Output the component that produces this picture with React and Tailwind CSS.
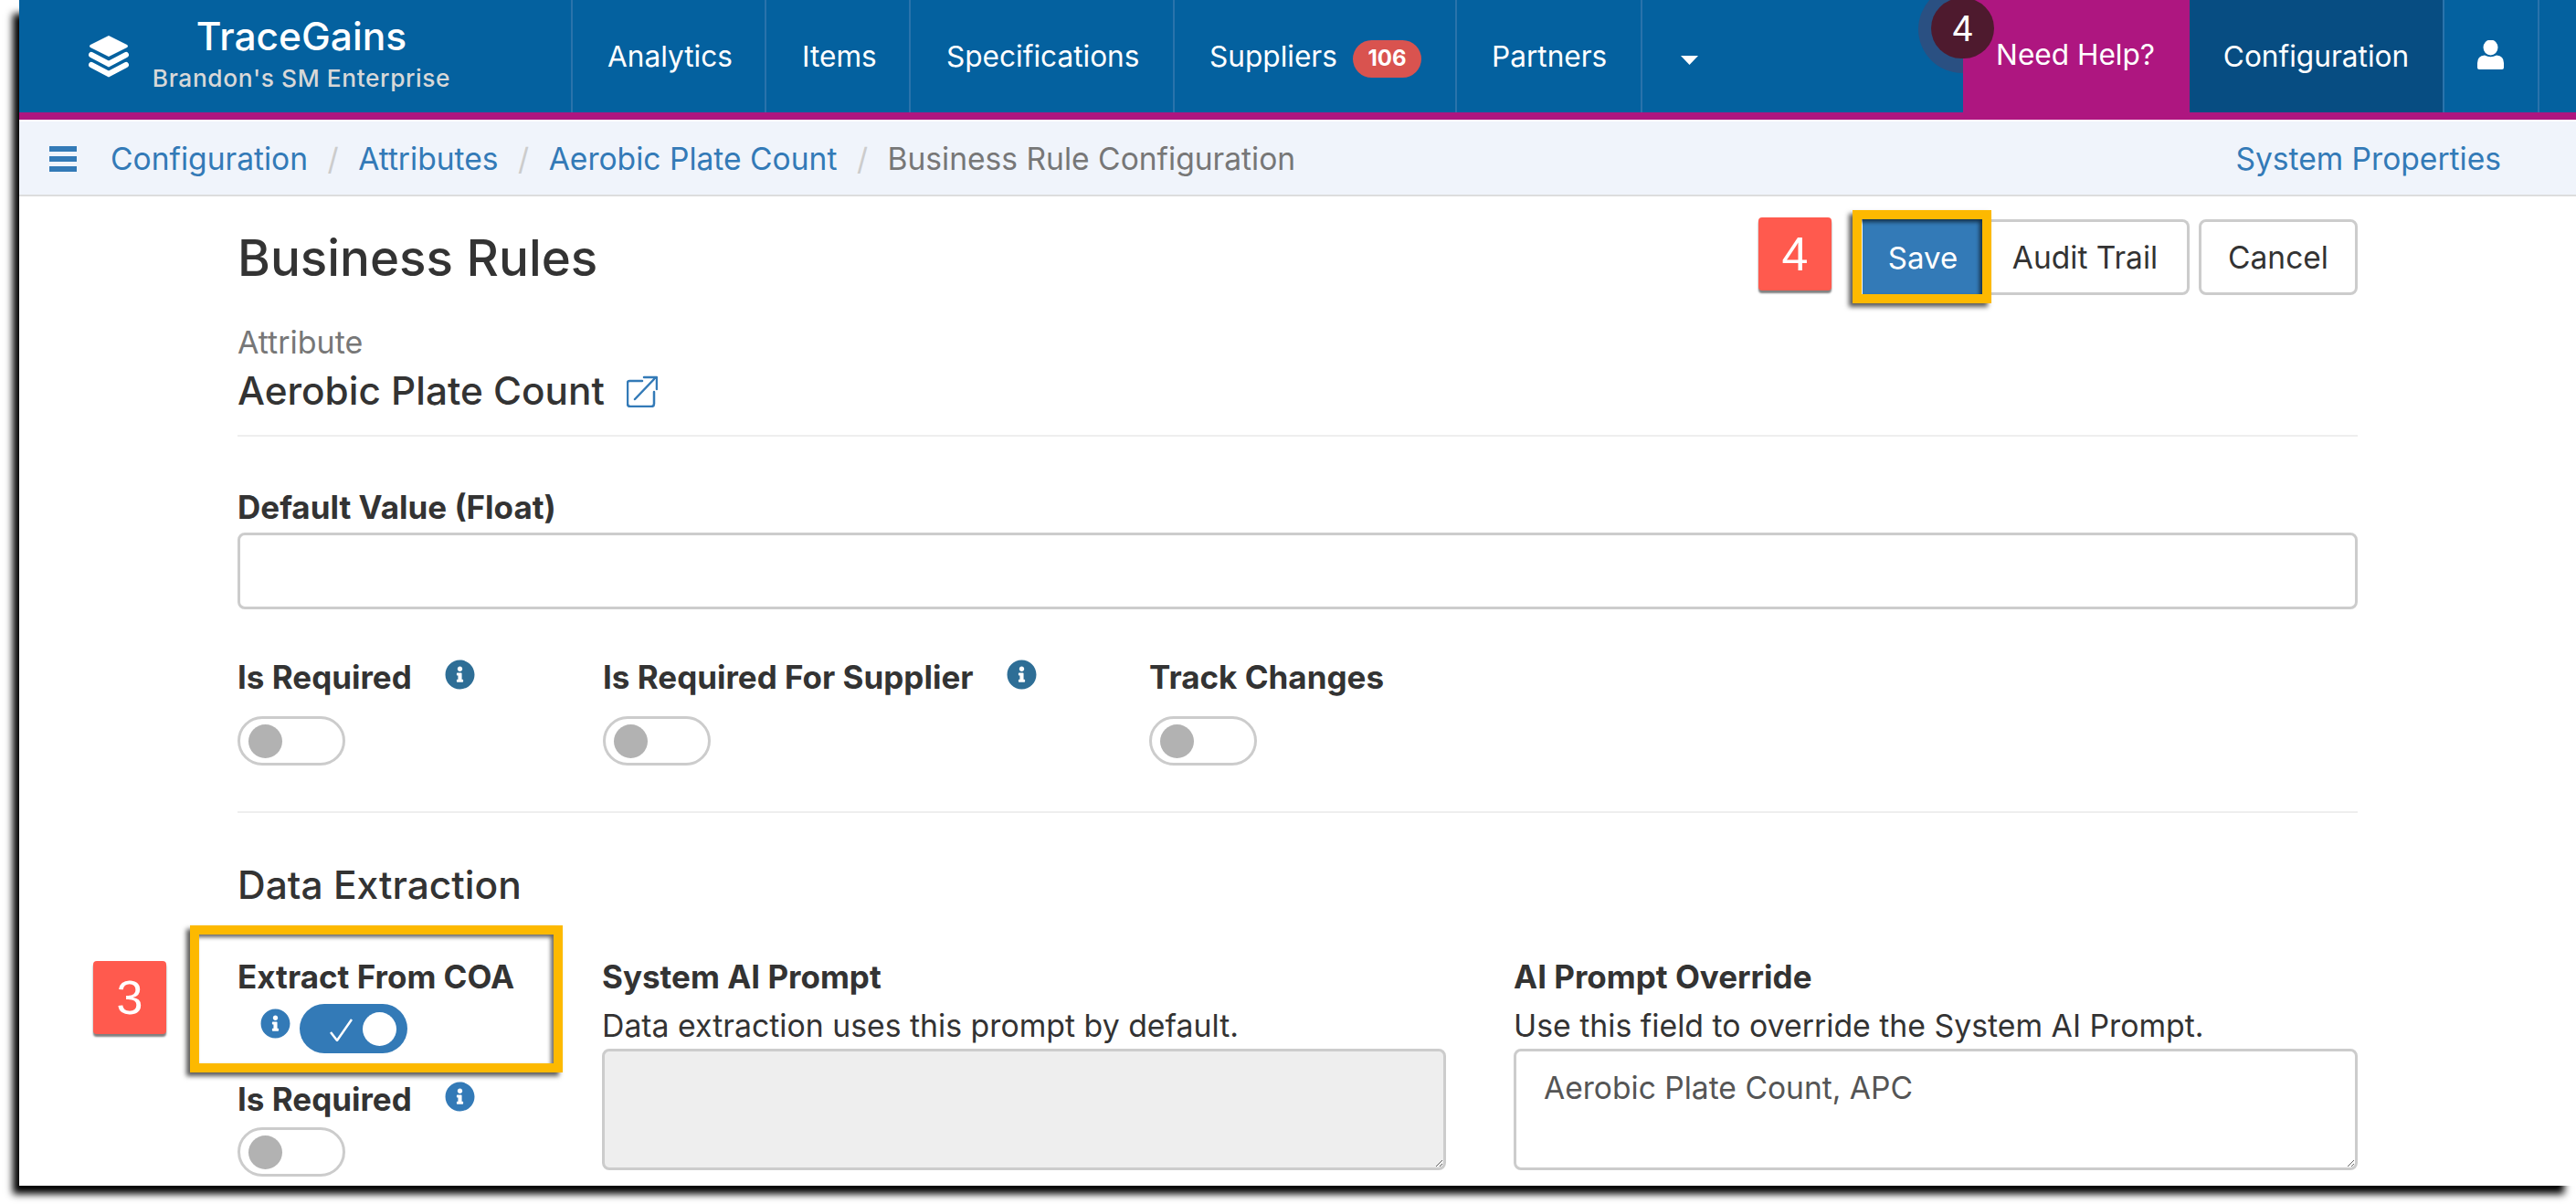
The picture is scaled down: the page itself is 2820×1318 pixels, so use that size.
import React from 'react';
import { FaInfoCircle } from 'react-icons/fa';

function NavItem({ children, className = '' }) {
  return (
    <div className={`flex items-center border-r-2 border-[#2a73ab] text-[31.6px] text-white ${className}`}>
      {children}
    </div>
  );
}

function Toggle({ on = false }) {
  if (on) {
    return (
      <div className="flex h-[54px] w-[118px] items-center justify-end rounded-full bg-[#337ab7] pr-[12px]">
        <svg width="25" height="25" viewBox="0 0 25 25" className="mr-[11px] mt-[2px]" fill="none" stroke="white" strokeWidth="2.5">
          <path d="M1 15l7 9L24 1" />
        </svg>
        <div className="h-[37px] w-[37px] rounded-full bg-white" />
      </div>
    );
  }
  return (
    <div className="flex h-[54px] w-[118px] items-center rounded-full border-[3px] border-[#ccc] bg-white pl-[9px]">
      <div className="h-[37px] w-[37px] rounded-full bg-[#b2b2b2]" />
    </div>
  );
}

function Info({ className = '' }) {
  return <FaInfoCircle className={`h-[33px] w-[33px] shrink-0 ${className}`} />;
}

function Label({ children, className = '' }) {
  return <div className={`text-[35px] leading-[40px] font-bold text-[#333] ${className}`}>{children}</div>;
}

function Marker({ children, className = '' }) {
  return (
    <div className={`absolute flex h-[80px] w-[80px] items-center justify-center rounded-[4px] bg-[#ff5a4e] font-['Liberation_Sans',sans-serif] text-[52px] text-white shadow-[0_3px_2px_rgba(0,0,0,0.5)] ${className}`}>
      {children}
    </div>
  );
}

const highlight = 'absolute border-[10px] border-[#fdb900] shadow-[-4px_4px_5px_rgba(0,0,0,0.65),inset_-3px_3px_4px_rgba(0,0,0,0.6)]';

export default function App() {
  return (
    <div className="h-[1318px] w-[2820px] overflow-hidden bg-white pl-[21px] font-['Inter',sans-serif]">
      <div className="relative flex h-[1298px] w-[2799px] flex-col bg-white shadow-[-10px_12px_8px_-3px_#000]">
        {/* top nav */}
        <div className="flex h-[131px] shrink-0 border-b-[8px] border-[#ae1680] bg-[#04619f]">
          <div className="flex w-[606px] items-center border-r-2 border-[#2a73ab]">
            <svg width="44" height="46" viewBox="0 0 44 46" className="ml-[76px] mt-[1px] shrink-0">
              <path d="M22 0 L42 10 Q44 11.500 42 13 L22 23 L2 13 Q0 11.500 2 10 Z" fill="white" />
              <path d="M3 21 L22 31 L41 21" fill="none" stroke="white" strokeWidth="6" strokeLinecap="round" />
              <path d="M3 32 L22 42 L41 32" fill="none" stroke="white" strokeWidth="6" strokeLinecap="round" />
            </svg>
            <div className="ml-[26px] flex w-[326px] flex-col items-center">
              <div className="mt-[-5px] text-[42.5px] leading-[48px] font-medium text-white">TraceGains</div>
              <div className="mt-[6px] text-[26.3px] leading-[32px] font-medium tracking-[0.6px] whitespace-nowrap text-[#d8d8d8]">Brandon's SM Enterprise</div>
            </div>
          </div>
          <NavItem className="w-[212px] pl-[38px]">Analytics</NavItem>
          <NavItem className="w-[158px] pl-[39px]">Items</NavItem>
          <NavItem className="w-[289px] pl-[39px]">Specifications</NavItem>
          <NavItem className="w-[309px] pl-[38px]">
            Suppliers
            <span className="ml-[17px] mt-[5px] flex h-[41px] w-[75px] items-center justify-center rounded-full bg-[#d9534f] text-[24px] font-bold">106</span>
          </NavItem>
          <NavItem className="w-[203px] pl-[38px]">Partners</NavItem>
          <div className="w-[351px] shrink-0 pl-[42px] pt-[61px]">
            <svg width="19" height="10" viewBox="0 0 19 10" fill="white"><path d="M0 0h19L9.500 10z" /></svg>
          </div>
          <div className="z-10 flex w-[248px] shrink-0 items-center justify-end bg-[#ae1680] pr-[38px] pb-[3px] text-[31.6px] text-white">Need Help?</div>
          <div className="flex w-[277px] shrink-0 items-center justify-center bg-[#074d82] text-[31.6px] text-white">Configuration</div>
          <div className="flex w-[106px] shrink-0 items-center border-x-2 border-[#2a73ab] pl-[36px] pb-[3px]">
            <svg width="29" height="32" viewBox="0 0 29 32" fill="white">
              <ellipse cx="14.500" cy="8" rx="8" ry="8.500" />
              <path d="M0 30 V25 Q0 17 8 16.500 Q14.500 20 21 16.500 Q29 17 29 25 V30 Q29 32 27 32 H2 Q0 32 0 30Z" />
            </svg>
          </div>
          <div className="flex-1" />
        </div>

        {/* breadcrumb */}
        <div className="mt-[2px] flex h-[82px] shrink-0 items-center border-b-2 border-[#ddd] bg-[#f0f4fb] pt-[2px] pr-[82px] pl-[33px] text-[33.6px] text-[#337ab7]">
          <div className="mr-[37px] flex flex-col gap-[5px]">
            <div className="h-[6px] w-[30px] bg-[#337ab7]" />
            <div className="h-[6px] w-[30px] bg-[#337ab7]" />
            <div className="h-[6px] w-[30px] bg-[#337ab7]" />
          </div>
          <span>Configuration</span>
          <span className="mx-[21.5px] text-[#ccc]">/</span>
          <span>Attributes</span>
          <span className="mx-[21.5px] text-[#ccc]">/</span>
          <span>Aerobic Plate Count</span>
          <span className="mx-[21.5px] text-[#ccc]">/</span>
          <span className="text-[#777]">Business Rule Configuration</span>
          <span className="ml-auto">System Properties</span>
        </div>

        {/* form */}
        <div className="ml-[239px] w-[2321px] text-[#333]">
          <div className="mt-[25px] flex h-[83px] items-center justify-between">
            <h1 className="pt-[2px] text-[54.7px] font-medium text-[#333]">Business Rules</h1>
            <div className="flex h-full">
              <button className="w-[132px] bg-[#337ab7] pt-[2px] text-[33px] text-white">Save</button>
              <button className="w-[226px] rounded-r-[8px] border-[3px] border-l-0 border-[#ccc] bg-white pt-[2px] text-[33.5px] text-[#333]">Audit Trail</button>
              <button className="ml-[10px] w-[174px] rounded-[8px] border-[3px] border-[#ccc] bg-white pt-[2px] text-[33.5px] text-[#333]">Cancel</button>
            </div>
          </div>

          <div className="mt-[32px] text-[34px] leading-[40px] text-[#777]">Attribute</div>
          <div className="mt-[5px] flex items-center text-[42.3px] leading-[56px] font-medium text-[#333]">
            Aerobic Plate Count
            <svg width="34" height="35" viewBox="0 0 34 35" className="ml-[24px]" fill="none" stroke="#337ab7" strokeWidth="2.500" strokeLinecap="round" strokeLinejoin="round">
              <path d="M17 6H3Q1 6 1 8V31Q1 34 4 34H27Q30 34 30 31V18" />
              <path d="M9 26L32 2M19 2H33V15" />
            </svg>
          </div>
          <div className="mt-[20px] h-[2px] bg-[#eee]" />

          <Label className="mt-[57px]">Default Value (Float)</Label>
          <input readOnly className="mt-[8px] block h-[84px] w-full rounded-[8px] border-[3px] border-[#ccc] bg-white" />

          <div className="mt-[54px] grid grid-cols-[400px_598px_auto]">
            <div>
              <div className="flex items-start text-[#2e6e96]">
                <Label>Is Required</Label>
                <Info className="ml-[36px] mt-px" />
              </div>
              <div className="mt-[23px]"><Toggle /></div>
            </div>
            <div>
              <div className="flex items-start text-[#2e6e96]">
                <Label>Is Required For Supplier</Label>
                <Info className="ml-[36px] mt-px" />
              </div>
              <div className="mt-[23px]"><Toggle /></div>
            </div>
            <div>
              <Label>Track Changes</Label>
              <div className="mt-[23px]"><Toggle /></div>
            </div>
          </div>

          <div className="mt-[50px] h-[2px] bg-[#eee]" />
          <h2 className="mt-[51px] text-[42.5px] leading-[56px] font-medium text-[#333]">Data Extraction</h2>

          <div className="mt-[52px] grid grid-cols-[399px_998px_924px]">
            <div>
              <Label>Extract From COA</Label>
              <div className="mt-[10px] flex items-start pl-[25px] text-[#337ab7]">
                <Info className="mt-[5px]" />
                <div className="ml-[10px]"><Toggle on /></div>
              </div>
              <div className="mt-[30px] flex items-start text-[#337ab7]">
                <Label>Is Required</Label>
                <Info className="ml-[36px] mt-[1px]" />
              </div>
              <div className="mt-[11px]"><Toggle /></div>
            </div>
            <div>
              <Label>System AI Prompt</Label>
              <div className="mt-[14px] text-[33.8px] leading-[40px] text-[#333]">Data extraction uses this prompt by default.</div>
              <textarea readOnly className="mt-[5px] block h-[133px] w-[924px] rounded-[8px] border-[3px] border-[#ccc] bg-[#eee]" />
            </div>
            <div>
              <Label>AI Prompt Override</Label>
              <div className="mt-[14px] text-[33.8px] leading-[40px] text-[#333]">Use this field to override the System AI Prompt.</div>
              <textarea readOnly defaultValue="Aerobic Plate Count, APC" className="mt-[5px] block h-[133px] w-[924px] rounded-[8px] border-[3px] border-[#ccc] bg-white px-[30px] pt-[20px] text-[33.6px] leading-[40px] text-[#555]" />
            </div>
          </div>
        </div>

        {/* annotations */}
        <div className="absolute left-[2079px] top-[-16px] h-[96px] w-[96px] rounded-full bg-[#2a5082]" />
        <div className="absolute left-[2093px] top-[-2px] z-20 flex h-[66px] w-[69px] items-center justify-center rounded-full bg-[#4e1a2e] text-[38px] text-white">4</div>
        <Marker className="left-[1904px] top-[238px]">4</Marker>
        <div className={`${highlight} left-[2007px] top-[230px] h-[102px] w-[152px]`} />
        <Marker className="left-[81px] top-[1052px]">3</Marker>
        <div className={`${highlight} left-[187px] top-[1013px] h-[161px] w-[408px]`} />
      </div>
    </div>
  );
}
+ + +
Copy out every line of the data that includes "this".

**Output**
Output the component that produces this picture with React and Tailwind CSS.
              <div className="mt-[14px] text-[33.8px] leading-[40px] text-[#333]">Data extraction uses this prompt by default.</div>
              <div className="mt-[14px] text-[33.8px] leading-[40px] text-[#333]">Use this field to override the System AI Prompt.</div>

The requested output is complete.